__Data supplied__:
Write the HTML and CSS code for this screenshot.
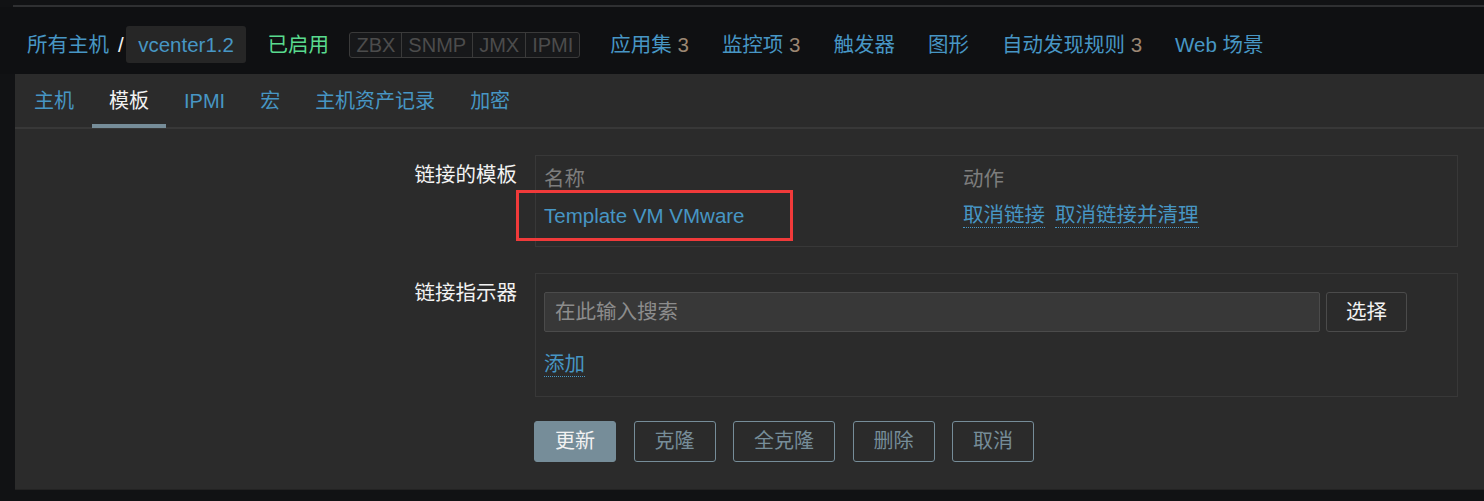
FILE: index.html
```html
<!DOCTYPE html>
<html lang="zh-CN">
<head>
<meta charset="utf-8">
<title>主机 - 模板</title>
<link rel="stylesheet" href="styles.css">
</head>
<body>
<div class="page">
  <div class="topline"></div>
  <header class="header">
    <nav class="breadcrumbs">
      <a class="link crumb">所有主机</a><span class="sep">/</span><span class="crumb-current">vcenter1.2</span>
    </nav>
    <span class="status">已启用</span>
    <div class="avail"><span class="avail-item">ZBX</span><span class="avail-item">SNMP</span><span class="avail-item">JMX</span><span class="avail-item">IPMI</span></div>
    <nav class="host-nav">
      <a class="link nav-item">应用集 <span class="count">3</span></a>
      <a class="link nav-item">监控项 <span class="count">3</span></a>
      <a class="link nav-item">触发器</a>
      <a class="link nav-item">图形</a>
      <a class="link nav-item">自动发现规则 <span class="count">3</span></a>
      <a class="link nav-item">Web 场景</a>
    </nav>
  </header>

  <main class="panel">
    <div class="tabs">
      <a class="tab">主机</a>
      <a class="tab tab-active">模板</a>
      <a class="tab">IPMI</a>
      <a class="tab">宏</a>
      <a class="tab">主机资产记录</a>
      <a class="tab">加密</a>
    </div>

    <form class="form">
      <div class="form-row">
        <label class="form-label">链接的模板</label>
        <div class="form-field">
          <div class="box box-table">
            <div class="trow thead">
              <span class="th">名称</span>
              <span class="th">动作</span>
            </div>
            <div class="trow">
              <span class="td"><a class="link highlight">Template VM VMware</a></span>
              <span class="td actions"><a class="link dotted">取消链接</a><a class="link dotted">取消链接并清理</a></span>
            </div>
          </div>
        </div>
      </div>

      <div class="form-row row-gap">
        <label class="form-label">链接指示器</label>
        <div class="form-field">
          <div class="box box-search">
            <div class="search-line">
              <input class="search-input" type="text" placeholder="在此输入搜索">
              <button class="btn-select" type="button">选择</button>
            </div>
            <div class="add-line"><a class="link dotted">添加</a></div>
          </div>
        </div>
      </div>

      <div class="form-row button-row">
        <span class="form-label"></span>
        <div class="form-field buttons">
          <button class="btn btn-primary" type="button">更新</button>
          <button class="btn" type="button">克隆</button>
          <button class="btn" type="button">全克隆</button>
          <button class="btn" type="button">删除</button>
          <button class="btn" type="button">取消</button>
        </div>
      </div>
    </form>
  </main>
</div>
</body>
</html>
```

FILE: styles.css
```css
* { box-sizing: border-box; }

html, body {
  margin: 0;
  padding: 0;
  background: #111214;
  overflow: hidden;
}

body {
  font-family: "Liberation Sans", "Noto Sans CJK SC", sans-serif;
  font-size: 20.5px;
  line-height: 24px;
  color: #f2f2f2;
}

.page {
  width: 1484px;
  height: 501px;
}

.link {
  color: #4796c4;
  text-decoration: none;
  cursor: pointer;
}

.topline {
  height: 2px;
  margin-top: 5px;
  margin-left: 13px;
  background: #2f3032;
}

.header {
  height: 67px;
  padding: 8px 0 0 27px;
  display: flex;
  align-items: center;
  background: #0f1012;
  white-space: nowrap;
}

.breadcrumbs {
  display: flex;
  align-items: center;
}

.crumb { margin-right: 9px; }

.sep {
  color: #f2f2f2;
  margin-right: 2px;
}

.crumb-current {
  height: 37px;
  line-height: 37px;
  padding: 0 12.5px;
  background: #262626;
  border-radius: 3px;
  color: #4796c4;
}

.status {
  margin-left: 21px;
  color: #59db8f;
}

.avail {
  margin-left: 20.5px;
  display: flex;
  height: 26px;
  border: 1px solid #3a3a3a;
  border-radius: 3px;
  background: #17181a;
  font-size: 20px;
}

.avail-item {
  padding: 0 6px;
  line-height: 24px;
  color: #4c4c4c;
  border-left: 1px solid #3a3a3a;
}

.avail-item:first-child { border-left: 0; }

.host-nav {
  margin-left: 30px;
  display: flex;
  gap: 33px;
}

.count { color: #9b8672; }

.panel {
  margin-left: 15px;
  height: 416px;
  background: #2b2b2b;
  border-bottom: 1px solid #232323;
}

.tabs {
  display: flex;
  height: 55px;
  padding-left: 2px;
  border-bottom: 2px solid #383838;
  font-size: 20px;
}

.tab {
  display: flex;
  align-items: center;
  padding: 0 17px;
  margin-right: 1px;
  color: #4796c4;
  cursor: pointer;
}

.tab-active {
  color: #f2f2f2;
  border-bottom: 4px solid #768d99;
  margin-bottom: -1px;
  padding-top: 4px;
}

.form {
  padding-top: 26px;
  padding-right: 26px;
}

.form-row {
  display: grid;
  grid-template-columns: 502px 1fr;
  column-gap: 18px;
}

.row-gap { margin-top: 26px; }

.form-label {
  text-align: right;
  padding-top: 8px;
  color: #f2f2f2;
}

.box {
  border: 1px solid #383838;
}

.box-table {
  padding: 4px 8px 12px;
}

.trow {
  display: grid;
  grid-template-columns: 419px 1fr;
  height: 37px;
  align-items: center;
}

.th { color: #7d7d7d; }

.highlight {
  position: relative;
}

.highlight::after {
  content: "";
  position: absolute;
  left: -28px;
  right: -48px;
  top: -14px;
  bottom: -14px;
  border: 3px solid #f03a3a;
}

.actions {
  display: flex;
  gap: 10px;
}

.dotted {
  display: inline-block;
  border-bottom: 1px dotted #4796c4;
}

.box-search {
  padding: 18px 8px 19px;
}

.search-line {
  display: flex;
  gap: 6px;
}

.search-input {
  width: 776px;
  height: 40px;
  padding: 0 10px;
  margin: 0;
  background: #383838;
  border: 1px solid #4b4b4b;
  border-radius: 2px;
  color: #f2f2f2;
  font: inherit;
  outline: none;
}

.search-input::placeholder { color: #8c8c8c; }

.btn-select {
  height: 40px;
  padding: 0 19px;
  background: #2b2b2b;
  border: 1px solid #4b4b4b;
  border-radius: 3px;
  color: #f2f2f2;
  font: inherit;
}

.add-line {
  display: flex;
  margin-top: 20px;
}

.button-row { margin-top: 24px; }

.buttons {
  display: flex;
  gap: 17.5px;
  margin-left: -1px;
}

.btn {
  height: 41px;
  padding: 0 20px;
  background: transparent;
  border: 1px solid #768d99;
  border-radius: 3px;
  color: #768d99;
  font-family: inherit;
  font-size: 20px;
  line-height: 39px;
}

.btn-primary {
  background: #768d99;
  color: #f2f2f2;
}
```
...
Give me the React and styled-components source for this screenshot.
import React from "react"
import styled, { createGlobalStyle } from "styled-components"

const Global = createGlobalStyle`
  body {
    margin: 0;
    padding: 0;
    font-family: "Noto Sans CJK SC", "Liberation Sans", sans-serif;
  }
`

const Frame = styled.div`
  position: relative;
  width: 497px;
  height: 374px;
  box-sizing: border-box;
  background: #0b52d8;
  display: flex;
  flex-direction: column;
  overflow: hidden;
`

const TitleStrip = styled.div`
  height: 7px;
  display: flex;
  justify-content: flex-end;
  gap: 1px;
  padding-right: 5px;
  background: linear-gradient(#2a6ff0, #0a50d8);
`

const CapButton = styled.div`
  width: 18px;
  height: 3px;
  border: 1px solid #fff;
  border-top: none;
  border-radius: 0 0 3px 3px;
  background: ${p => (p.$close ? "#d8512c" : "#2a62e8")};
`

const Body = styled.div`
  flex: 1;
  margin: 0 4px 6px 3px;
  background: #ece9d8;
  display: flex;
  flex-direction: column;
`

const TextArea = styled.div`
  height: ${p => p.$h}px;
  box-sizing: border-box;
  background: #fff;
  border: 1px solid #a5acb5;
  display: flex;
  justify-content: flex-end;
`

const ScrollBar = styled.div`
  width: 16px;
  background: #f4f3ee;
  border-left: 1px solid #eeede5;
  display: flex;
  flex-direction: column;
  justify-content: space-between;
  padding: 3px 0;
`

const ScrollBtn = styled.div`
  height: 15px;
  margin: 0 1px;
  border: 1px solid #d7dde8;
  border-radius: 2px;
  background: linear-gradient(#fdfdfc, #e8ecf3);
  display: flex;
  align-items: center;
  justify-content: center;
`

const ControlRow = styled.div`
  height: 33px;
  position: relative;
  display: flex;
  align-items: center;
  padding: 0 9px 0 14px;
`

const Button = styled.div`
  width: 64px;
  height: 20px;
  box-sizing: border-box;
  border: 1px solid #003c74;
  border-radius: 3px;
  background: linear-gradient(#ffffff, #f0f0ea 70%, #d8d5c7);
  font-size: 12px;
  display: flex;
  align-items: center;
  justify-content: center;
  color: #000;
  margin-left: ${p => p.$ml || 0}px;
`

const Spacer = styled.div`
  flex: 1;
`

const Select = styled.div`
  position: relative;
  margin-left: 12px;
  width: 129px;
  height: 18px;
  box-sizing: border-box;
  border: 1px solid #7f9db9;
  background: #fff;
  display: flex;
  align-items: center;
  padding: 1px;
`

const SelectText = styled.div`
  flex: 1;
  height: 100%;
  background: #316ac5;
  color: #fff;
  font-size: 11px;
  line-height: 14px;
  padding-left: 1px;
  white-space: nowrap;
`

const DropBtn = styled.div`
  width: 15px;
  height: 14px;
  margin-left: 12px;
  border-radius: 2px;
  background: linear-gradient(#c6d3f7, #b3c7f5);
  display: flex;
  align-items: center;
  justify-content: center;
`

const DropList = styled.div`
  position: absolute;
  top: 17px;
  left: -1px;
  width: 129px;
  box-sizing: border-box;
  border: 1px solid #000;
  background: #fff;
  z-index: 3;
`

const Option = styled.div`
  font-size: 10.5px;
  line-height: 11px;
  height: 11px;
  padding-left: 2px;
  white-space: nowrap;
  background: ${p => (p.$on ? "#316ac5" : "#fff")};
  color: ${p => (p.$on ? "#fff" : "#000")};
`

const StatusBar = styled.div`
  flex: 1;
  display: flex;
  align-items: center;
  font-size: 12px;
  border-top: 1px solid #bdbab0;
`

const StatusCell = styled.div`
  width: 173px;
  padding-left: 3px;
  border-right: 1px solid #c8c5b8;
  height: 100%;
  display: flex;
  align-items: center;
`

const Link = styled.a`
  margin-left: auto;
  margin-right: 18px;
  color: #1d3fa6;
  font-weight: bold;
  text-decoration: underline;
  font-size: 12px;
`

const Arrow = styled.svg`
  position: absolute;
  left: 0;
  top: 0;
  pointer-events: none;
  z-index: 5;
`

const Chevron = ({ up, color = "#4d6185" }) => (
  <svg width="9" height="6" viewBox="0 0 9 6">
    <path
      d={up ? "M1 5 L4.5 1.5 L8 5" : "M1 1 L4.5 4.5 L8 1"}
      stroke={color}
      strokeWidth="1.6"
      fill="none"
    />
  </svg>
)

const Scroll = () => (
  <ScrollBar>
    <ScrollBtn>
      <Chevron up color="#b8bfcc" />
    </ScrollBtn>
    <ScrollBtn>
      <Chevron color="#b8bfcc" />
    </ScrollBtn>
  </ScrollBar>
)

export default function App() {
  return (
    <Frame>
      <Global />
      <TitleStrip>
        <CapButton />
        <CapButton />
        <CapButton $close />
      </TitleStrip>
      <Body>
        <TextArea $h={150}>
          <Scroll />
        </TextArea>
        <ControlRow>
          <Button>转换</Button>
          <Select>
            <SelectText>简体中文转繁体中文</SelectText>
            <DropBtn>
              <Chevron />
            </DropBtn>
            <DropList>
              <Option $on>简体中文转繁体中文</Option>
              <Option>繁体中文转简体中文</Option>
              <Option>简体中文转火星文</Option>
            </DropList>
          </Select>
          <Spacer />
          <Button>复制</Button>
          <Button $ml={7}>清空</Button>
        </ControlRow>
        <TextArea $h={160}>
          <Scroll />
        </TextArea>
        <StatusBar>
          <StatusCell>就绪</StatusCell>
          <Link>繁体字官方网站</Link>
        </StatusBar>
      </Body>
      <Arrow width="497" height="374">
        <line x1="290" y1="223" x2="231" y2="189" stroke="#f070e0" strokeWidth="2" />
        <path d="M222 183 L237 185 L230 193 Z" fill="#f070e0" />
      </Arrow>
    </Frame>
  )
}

__Set task__: Pick out all lines containing the string "screenshot".

__Result of the task__:
Write the HTML and CSS code for this screenshot.
Give me the React and styled-components source for this screenshot.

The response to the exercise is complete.